Having a qualified, effective teacher remains paramount to achieve educational equity for all students. However, students of color and students from low-income backgrounds continue to more likely be taught by inexperienced, out-of-field and less effective teachers.

State policymakers play a central role in improving access to highly qualified teachers. To inform future policy decisions, states can publish actionable, accessible data on which teachers are teaching which students. After all, how will education leaders and policymakers know if equity gaps are narrowing if data are not tracked and reported effectively?

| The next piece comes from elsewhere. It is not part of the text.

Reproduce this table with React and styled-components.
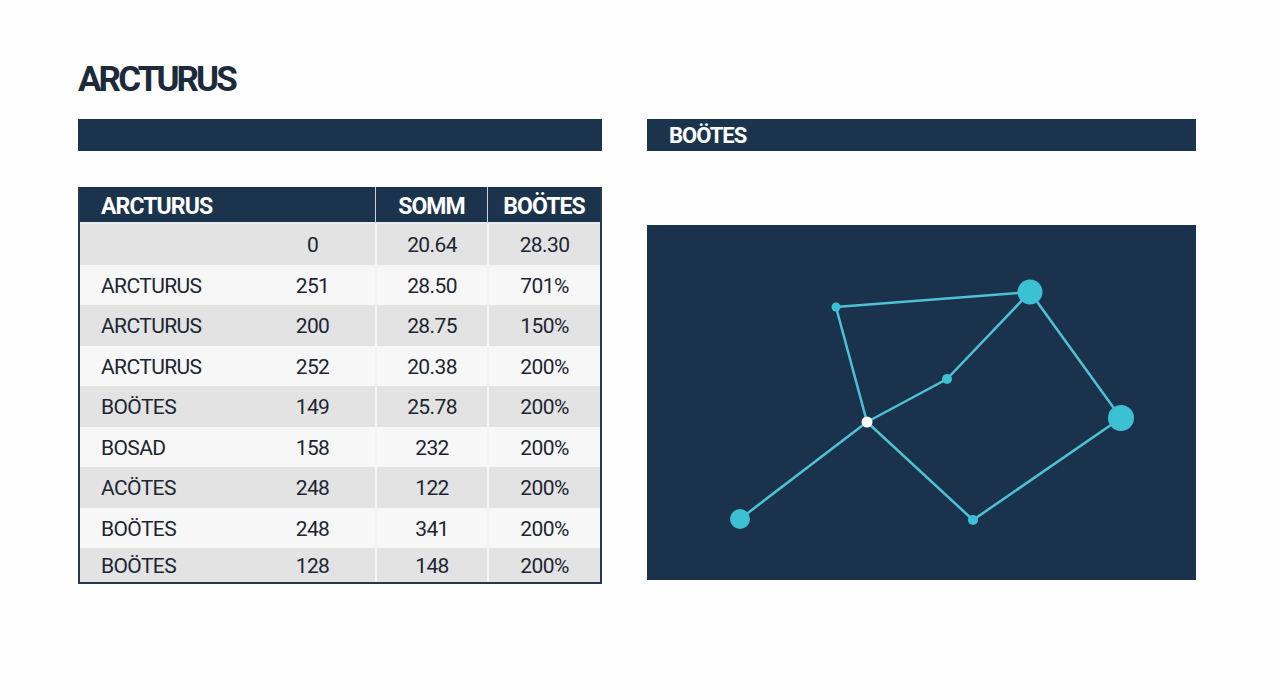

Though states are required to report this data as outlined in the Every Student Succeeds Act, they are granted wide latitude on how they fulfill these requirements. As a result, there is significant variation in what states report across the country, and many states do not currently report on teacher assignment patterns for students of color. However, state leaders may be interested in learning how they can begin or support this process to increase data transparency. Below are five considerations for state policymakers to improve reporting on equitable access to effective teachers:

1. Publish data on teachers serving students of color and students living in poverty. 

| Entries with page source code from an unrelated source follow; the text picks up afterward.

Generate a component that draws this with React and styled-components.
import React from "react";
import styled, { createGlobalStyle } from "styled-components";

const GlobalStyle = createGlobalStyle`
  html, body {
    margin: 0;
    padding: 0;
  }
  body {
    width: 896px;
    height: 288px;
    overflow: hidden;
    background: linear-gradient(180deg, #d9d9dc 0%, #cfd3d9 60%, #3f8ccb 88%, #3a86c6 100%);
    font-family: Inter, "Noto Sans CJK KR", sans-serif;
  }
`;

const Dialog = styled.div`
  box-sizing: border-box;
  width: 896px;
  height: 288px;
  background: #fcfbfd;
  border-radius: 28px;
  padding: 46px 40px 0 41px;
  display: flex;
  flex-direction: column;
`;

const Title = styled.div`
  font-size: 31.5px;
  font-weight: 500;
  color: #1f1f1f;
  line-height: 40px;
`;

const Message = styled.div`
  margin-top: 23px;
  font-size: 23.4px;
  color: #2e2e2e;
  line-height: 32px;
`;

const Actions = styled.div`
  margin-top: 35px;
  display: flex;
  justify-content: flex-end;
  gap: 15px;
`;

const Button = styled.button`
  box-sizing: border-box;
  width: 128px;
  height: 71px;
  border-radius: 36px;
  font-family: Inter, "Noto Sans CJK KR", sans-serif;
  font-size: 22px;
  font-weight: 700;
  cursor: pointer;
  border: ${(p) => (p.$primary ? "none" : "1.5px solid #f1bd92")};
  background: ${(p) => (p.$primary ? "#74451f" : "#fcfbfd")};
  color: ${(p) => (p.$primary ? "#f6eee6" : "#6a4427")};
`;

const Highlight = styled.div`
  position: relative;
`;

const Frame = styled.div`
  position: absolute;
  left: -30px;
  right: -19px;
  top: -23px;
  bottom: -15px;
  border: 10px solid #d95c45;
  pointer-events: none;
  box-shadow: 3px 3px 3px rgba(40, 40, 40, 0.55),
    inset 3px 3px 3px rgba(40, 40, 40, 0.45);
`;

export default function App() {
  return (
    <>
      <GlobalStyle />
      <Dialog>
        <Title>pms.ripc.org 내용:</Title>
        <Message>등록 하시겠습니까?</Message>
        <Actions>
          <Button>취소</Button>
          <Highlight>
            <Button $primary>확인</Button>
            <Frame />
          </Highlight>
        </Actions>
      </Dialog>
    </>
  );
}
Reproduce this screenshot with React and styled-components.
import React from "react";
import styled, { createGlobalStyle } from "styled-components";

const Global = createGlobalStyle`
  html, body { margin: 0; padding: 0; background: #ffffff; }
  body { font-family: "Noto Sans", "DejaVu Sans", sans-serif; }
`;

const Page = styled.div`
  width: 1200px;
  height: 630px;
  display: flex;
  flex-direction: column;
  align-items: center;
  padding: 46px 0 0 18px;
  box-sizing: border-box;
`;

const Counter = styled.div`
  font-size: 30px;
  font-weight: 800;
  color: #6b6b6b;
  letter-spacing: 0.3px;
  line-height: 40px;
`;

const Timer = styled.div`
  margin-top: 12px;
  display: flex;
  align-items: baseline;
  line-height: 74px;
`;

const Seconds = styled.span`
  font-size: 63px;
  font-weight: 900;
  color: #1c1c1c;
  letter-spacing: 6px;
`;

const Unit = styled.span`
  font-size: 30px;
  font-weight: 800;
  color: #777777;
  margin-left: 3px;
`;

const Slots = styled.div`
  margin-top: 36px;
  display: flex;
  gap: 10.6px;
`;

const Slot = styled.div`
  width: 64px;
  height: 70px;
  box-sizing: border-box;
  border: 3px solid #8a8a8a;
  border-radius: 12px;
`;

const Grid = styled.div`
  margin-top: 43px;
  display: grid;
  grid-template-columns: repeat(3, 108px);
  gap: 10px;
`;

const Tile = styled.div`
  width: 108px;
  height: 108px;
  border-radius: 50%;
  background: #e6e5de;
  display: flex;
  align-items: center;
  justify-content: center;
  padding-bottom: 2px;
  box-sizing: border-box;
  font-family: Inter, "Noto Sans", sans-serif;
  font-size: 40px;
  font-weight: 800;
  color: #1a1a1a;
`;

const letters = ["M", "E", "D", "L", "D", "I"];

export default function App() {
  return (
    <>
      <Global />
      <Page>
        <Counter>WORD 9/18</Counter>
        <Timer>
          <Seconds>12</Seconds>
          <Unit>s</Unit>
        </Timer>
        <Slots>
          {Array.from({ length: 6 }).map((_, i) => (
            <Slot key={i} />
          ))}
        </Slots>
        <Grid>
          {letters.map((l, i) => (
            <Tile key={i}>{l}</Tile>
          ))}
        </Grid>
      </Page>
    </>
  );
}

Disaggregated teacher placement data often reveals specific instances where novice, less-than qualified teachers are disproportionately teaching students of color and students from low-income backgrounds. Florida disaggregates data into classifications based on students’ Title I status, “poverty status” and “minority status” for each reporting measure, and directly compares rates between these groupings. In doing so, data for Duval County School reveals that schools with the most students of color have twice as many inexperienced teachers as compared to schools within the same district with the fewest students of color.

2. Report on inexperienced, out-of-field and ineffective teachers, and define these terms to align with research consensus. 

Assessing several key measures of teacher quality provides a more informed understanding for stakeholders interested in ensuring more equitable access to highly qualified teachers. Eighteen states report on all three measures named in the Every Student Succeeds Act: inexperience, out-of-field and ineffectiveness. Maryland not only publishes data on inexperienced, out-of-field, and ineffective teachers, but also align their definitions to mirror the research consensus on the topic. For example, the state considers an “inexperienced teacher” to be in their first, second, or third years of teaching, a definition that takes account of the years in which new teachers are most rapidly improving.

3. Create a summary datapoint for each school and district.

Developing a datapoint to summarize several measures of teacher quality can help stakeholders identify where the most prominent educator equity gaps exist and assist them on where to dedicate limited resources. Arkansas not only publishes data on each of these measures, but also uses this data to calculate a unique Workforce Stability Index (WSI). By publishing the WSI scores among schools and districts that enroll large percentages of students of color and students from low-income backgrounds, the state can quickly pinpoint where gaps exist.

Using another approach, Colorado calculates the difference between the highest and lowest enrollment quartiles of students of color and students from low-income backgrounds to identify whether teacher equity gaps exist within and between districts, and how significant these gaps are.

4. Break down data by state-, district- and school-level. 

District- and school-level data provide an additional level of detail to inform decision making, potentially revealing local differences that aggregated state data does not. Massachusetts is exemplary in that it publishes state-, district- and school-level data, and displays it so that stakeholders can directly compare school-level data within and between districts as well as district-level data to the state average. In practice, this quickly reveals that, in Worcester Public Schools, there’s a 40-percentage point range in the proportion of “experienced” teachers across the district’s 45 schools. This type of data can be especially informative to states in understanding assignment patterns across large districts.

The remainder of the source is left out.